Using photographs, film, artifacts from the camps, and survivor lectures as educational tools, the Simon Wiesenthal Center Beit Hashoah Museum of Tolerance and the US Holocaust Memorial Museum reinforces their lessons by having visitors focus on a single person. Entering the museum, the visitors take a card or passport-type of document that includes a picture of a person, information about their life, and whether or not they survived. It is overwhelming to try to conceive of the great number of people who went through the so this process of focusing on a single person’s fate helps to make it more personal to the visitor.

In stark contrast to the ordered reenactments of the camps in the museums, we are taken to Auschwitz-Birkenau. The camp is fighting against time, natural forces, and a growing surrounding community to survive. Many buildings were destroyed just after the war and many of those that remain are deteriorating. As laborers work to restore concrete poles, the curator of the museum attempts to widen the “protected” zone to enclose all portions of the camp.

There is something so moving about the scenes at the camp. As visitors make their way past the gates emblazoned with the words “Arbeit Macht Frei” (Work Brings Freedom), they are walking on the same ground as those killed so many years ago. In one field, you can still pick up bone fragments from the mass graves. You can stand near the railroad siding where the selections took place. Visitors become very silent. Many visitors remark that the level of emotional impact is so much greater at Auschwitz-Birkenau than when visiting the other museums. Many comment on their need to personally view the camp, while others say they cannot face the reality of all the deaths.

The second film, The Boys of Buchenwald, provides a rare view of a very special group of survivors. With their liberation from Buchenwald concentration camp, 460 young boys were sent to France as displaced persons. The boys had a difficult time ahead of them. They had to realize that their families were gone and they could not go home again. They had to learn how to live again; how to trust people; how to hope; how to cry. Their caregivers felt that they might be “damaged beyond repair” or psychopathic. The boys had suffered so much hunger and despair that they would hoard food and the rage they felt about their experiences exploded in fights and episodes of setting fire to mattresses.

As the boys adapted to life outside the camp, they were broken down into smaller groups and sent to other homes in France. Here they began going to school and interacting with their caregivers more as a family. In some cases interacting with local families only brought back memories of all those people that they had lost, so the relationship they built with the other boys became more and more important. The boys were naturally drawn to each other and formed long-lasting friendships, particularly with those boys who were from the same area as they were from originally.

When it became time for the boys to move on with their lives, they generally sought out places far from their homeland, places such as Australia, Canada, and the United States where they felt they would be far enough away from any new Holocaust and they would be safe.
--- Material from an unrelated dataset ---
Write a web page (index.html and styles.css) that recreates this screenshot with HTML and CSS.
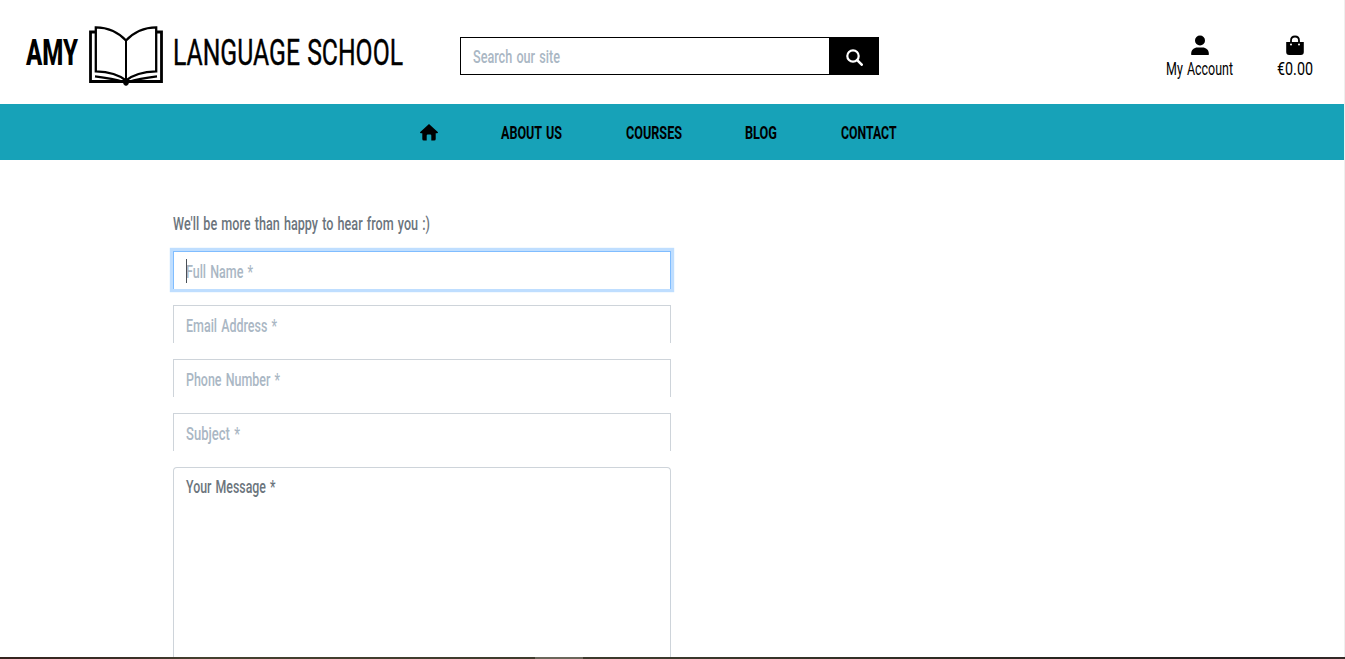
FILE: index.html
```html
<!DOCTYPE html>
<html lang="en">
<head>
<meta charset="utf-8">
<title>Amy Language School - Contact</title>
<link rel="stylesheet" href="styles.css">
</head>
<body>
<div class="page">
  <header class="header">
    <a class="brand">
      <svg class="type brand-bold" width="53" height="54"><text x="0" y="39" textLength="52" lengthAdjust="spacingAndGlyphs">AMY</text></svg>
      <svg class="book" width="74" height="62" viewBox="0 0 74 62" fill="none" stroke="#000">
        <path d="M6 6H1.500V55.500H72.500V6H68" stroke-width="2.800"/>
        <path d="M6.800 1.300Q25 1.500 37 14.500Q49 1.500 67.200 1.300V45.300Q47 46 37 54.500Q27 46 6.800 45.300Z" stroke-width="2.300"/>
        <path d="M37 14V56" stroke-width="2"/>
        <path d="M6 50.300Q24 52.500 35 56M68 50.300Q50 52.500 39 56" stroke-width="2.200"/>
        <circle cx="37" cy="57" r="2.300" fill="#000"/>
      </svg>
      <svg class="type brand-light" width="230" height="54"><text x="-1" y="39" textLength="230" lengthAdjust="spacingAndGlyphs">LANGUAGE SCHOOL</text></svg>
    </a>
    <div class="search">
      <div class="search-input"><svg class="type hint" width="90" height="24"><text x="0" y="19" textLength="87" lengthAdjust="spacingAndGlyphs">Search our site</text></svg></div>
      <div class="search-button"><svg width="17" height="17" viewBox="0 0 17 17" fill="none" stroke="#fff"><circle cx="7" cy="7" r="5.700" stroke-width="2.200"/><path d="M11.200 11.200L15.700 15.700" stroke-width="2.600" stroke-linecap="round"/></svg></div>
    </div>
    <div class="tools">
      <a class="tool">
        <svg width="18" height="20" viewBox="0 0 18 20"><circle cx="9" cy="5.500" r="5"/><path d="M0.200 19.500V18.500C0.200 14.800 3 12.400 6.500 12.400H11.500C15 12.400 17.800 14.800 17.800 18.500V19.500Q17.800 20 17 20H1Q0.200 20 0.200 19.500Z"/></svg>
        <svg class="type light" width="68" height="24"><text x="0" y="19" textLength="67" lengthAdjust="spacingAndGlyphs">My Account</text></svg>
      </a>
      <a class="tool">
        <svg width="18" height="20" viewBox="0 0 18 20"><path d="M0.200 7H17.800V17Q17.800 20 14.800 20H3.200Q0.200 20 0.200 17Z"/><path d="M5 9V5.500Q5 1.500 9 1.500T13 5.500V9" fill="none" stroke="#000" stroke-width="1.800"/><circle cx="5" cy="9.500" r="1" fill="#fff"/><circle cx="13" cy="9.500" r="1" fill="#fff"/></svg>
        <svg class="type light" width="36" height="24"><text x="0" y="19" textLength="36" lengthAdjust="spacingAndGlyphs">€0.00</text></svg>
      </a>
    </div>
  </header>
  <nav class="nav">
    <a><svg width="18" height="17" viewBox="0 0 18 17"><path d="M9 0L18 8.200Q18 9.300 17 9.300H15.700V15Q15.700 16.500 14.200 16.500H11.300V11.500Q11.300 10.500 10.300 10.500H7.700Q6.700 10.500 6.700 11.500V16.500H3.800Q2.300 16.500 2.300 15V9.300H1Q0 9.300 0 8.200Z"/></svg></a>
    <a><svg class="type strong" width="61" height="24"><text x="0" y="19" textLength="61" lengthAdjust="spacingAndGlyphs">ABOUT US</text></svg></a>
    <a><svg class="type strong" width="56" height="24"><text x="0" y="19" textLength="56" lengthAdjust="spacingAndGlyphs">COURSES</text></svg></a>
    <a><svg class="type strong" width="32" height="24"><text x="0" y="19" textLength="32" lengthAdjust="spacingAndGlyphs">BLOG</text></svg></a>
    <a><svg class="type strong" width="56" height="24"><text x="0" y="19" textLength="55.500" lengthAdjust="spacingAndGlyphs">CONTACT</text></svg></a>
  </nav>
  <main class="contact">
    <svg class="type muted intro" width="260" height="24"><text x="0" y="19" textLength="257" lengthAdjust="spacingAndGlyphs">We'll be more than happy to hear from you :)</text></svg>
    <div class="field focused"><span class="caret"></span><svg class="type hint" width="70" height="24"><text x="0" y="19" textLength="67" lengthAdjust="spacingAndGlyphs">Full Name *</text></svg></div>
    <div class="field"><svg class="type hint" width="95" height="24"><text x="0" y="19" textLength="91" lengthAdjust="spacingAndGlyphs">Email Address *</text></svg></div>
    <div class="field"><svg class="type hint" width="97" height="24"><text x="0" y="19" textLength="94" lengthAdjust="spacingAndGlyphs">Phone Number *</text></svg></div>
    <div class="field"><svg class="type hint" width="60" height="24"><text x="0" y="19" textLength="54" lengthAdjust="spacingAndGlyphs">Subject *</text></svg></div>
    <div class="message"><svg class="type muted" width="95" height="24"><text x="0" y="19" textLength="89.500" lengthAdjust="spacingAndGlyphs">Your Message *</text></svg></div>
  </main>
  <div class="edge"><span class="edge-mark"></span></div>
</div>
</body>
</html>
```
FILE: styles.css
```css
* { box-sizing: border-box; }
body { margin: 0; background: #fff; overflow: hidden; }
svg { display: block; flex: none; }
.page {
  height: 659px;
  display: flex;
  flex-direction: column;
  border-right: 1px solid #efefef;
}
.type {
  font-family: Roboto, "Liberation Sans", sans-serif;
  font-size: 18px;
  font-weight: 400;
  word-spacing: 1.5px;
  overflow: visible;
}
.hint { fill: #aab7c4; font-weight: 500; }
.muted { fill: #6c757d; font-weight: 500; }
.light { fill: #000; }
.strong { fill: #000; font-weight: 700; }
.brand-bold { font-size: 36.5px; font-weight: 800; }
.brand-light { font-size: 36.5px; stroke: #000; stroke-width: 0.4px; }

.header { height: 104px; flex: none; display: flex; }
.brand { width: 460px; padding: 26px 0 0 26px; display: flex; }
.book { margin: 0 11px 0 10px; }
.search { width: 419px; height: 38px; margin-top: 37px; display: flex; }
.search-input { flex: 1; border: 1px solid #000; border-right: 0; padding: 6px 12px; }
.search-button {
  width: 50px;
  background: #000;
  display: flex;
  align-items: center;
  justify-content: center;
  padding-top: 2px;
}
.tools { margin-left: auto; padding: 35px 31px 0 0; display: flex; gap: 43px; }
.tool { display: flex; flex-direction: column; align-items: center; gap: 1px; }

.nav {
  height: 56px;
  flex: none;
  background: #17a2b8;
  display: flex;
  align-items: center;
  gap: 63.6px;
  padding-left: 419.6px;
}
.nav a:first-child { padding-top: 1px; }

.contact {
  flex: 1;
  min-height: 0;
  width: 671px;
  padding: 51px 0 0 173px;
  display: flex;
  flex-direction: column;
}
.intro { margin-bottom: 16px; }
.field {
  position: relative;
  height: 38px;
  flex: none;
  margin-bottom: 16px;
  padding: 7px 12px 0;
  border: 1px solid #ced4da;
  border-bottom: 0;
}
.field.focused { border-color: #80bdff; box-shadow: 0 0 0 3.2px #bfdeff; }
.caret {
  position: absolute;
  left: 12px;
  top: 7px;
  width: 1px;
  height: 24px;
  background: #495057;
}
.message {
  flex: 1;
  padding: 6px 12px 0;
  border: 1px solid #ced4da;
  border-bottom: 0;
  border-radius: 4px 4px 0 0;
}
.edge {
  height: 2px;
  flex: none;
  margin-right: -1px;
  padding-left: 535px;
  background: linear-gradient(90deg, #35231e, #3a3027 10%, #45412f 15%, #3b392c 50%, #27251f 80%, #242021 94%, #352a28);
}
.edge-mark { display: block; width: 48px; height: 2px; background: #6b675b; }
```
Most of the boys lived with Jewish foster families and began living life to the fullest.

Interspersed with photographs and film clips of those years, Robbie Waisman, Joe Szwarcberg, Nobel Peace Prize winner Elie Wiesel, and other individuals within this group share their feelings and experiences. Almost 60 years after their liberation, a group of these survivors revisit France, touring the homes they had lived in and sharing their memories. We also see them attending a reunion in Jerusalem.

Of these two films, The Boys from Buchenwald is an essential addition to any comprehensive Holocaust collection and is highly recommended. While showing the horrors of the concentration camp, it also shows the amazing strength of the human spirit and profiles survivors in a way that few documentaries have done in the past. The Holocaust Experience is a more marginal purchase (recommended) and would be a particularly useful addition to a museum sciences collection. These films would be appropriate for junior high school students through adults. It should be noted that both films contain very graphic images of camp inmates and victims of the gas chambers.